Nun halten selbst Atheisten und Agnostiker den christlichen Kirchen zugute, dass sie auch auf Fragen von Leben und Tod gewisse Antworten kennen, dass sie als metaphysische Lebensversicherungen unverzichtbar sind. Aber gerade bei seinen Kernkompetenzen bleibt das Wort seltsam kleinlaut und unterkomplex.

Da nennt dann eine junge Pastorin "die treibende Kraft des Lebens" kurzerhand "Gott". Ein niederschwelliger Gott ist das, der uns mit dem Leben ein "Riesengeschenk" macht, das "gefeiert" werden muss, und zwar "egal wie elend". Egal wie elend, wirklich? Warum? Weil, so ist es eben "niedergeschrieben in der Bibel". An anderer Stelle spricht der bärtige Pastor gewählte Worte über den Verlust, die Kamera zoomt interessiert näher, und dann: "Als Christ vertraue ich auf einen Gott, der Leben schenkt, über den Tod hinaus. Wie das sein wird? Weiß ich nicht. Aber ich ahne etwas ganz Großartiges, etwas unvorstellbar Schönes, wie wenn sich ein wunderbarer Sonnenaufgang ankündigt."

Welchen Trost könnte privater Sonnenaufgangskitsch jenen Menschen spenden, die in einer existenziellen Krise stecken? Wie sollten ausgerechnet kritische Kirchenferne von vitalistischer Glaubensheiterkeit angezogen werden? Welchen Sinn stiftet überhaupt ein "Wort zum Sonntag", das allwöchentlich den ohnehin Bekehrten rein gar nichts predigt, was über das Niveau handelsüblicher Frauenzeitschriften hinausginge? Wo bleibt bei aller Verkündungsfreude der Begründungsfleiß? Denn gute Gründe für den Glauben gibt es doch, oder?

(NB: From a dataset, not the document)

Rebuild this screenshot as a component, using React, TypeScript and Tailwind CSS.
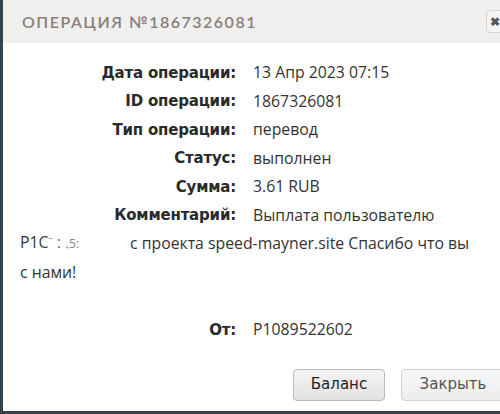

Keine Frage: Das Fernsehen ist, sieht man von seinen wenigen Informationsinseln ab, ein Ozean der Zerstreuung. Diese Nachbarschaft tut dem Wort nicht gut, solange es sich an die Oberflächlichkeit des Mediums anbiedert. Deshalb gehört es abgeschafft - und durch ein Format ersetzt, dass der Tiefe und Dringlichkeit der christlichen Botschaft angemessener ist, als es die frömmelnden Miniaturen von vier Minuten jemals sein könnten.

Arno Frank ist Journalist und schreibt unter anderem regelmäßig TV-Kritiken für Spiegel Online.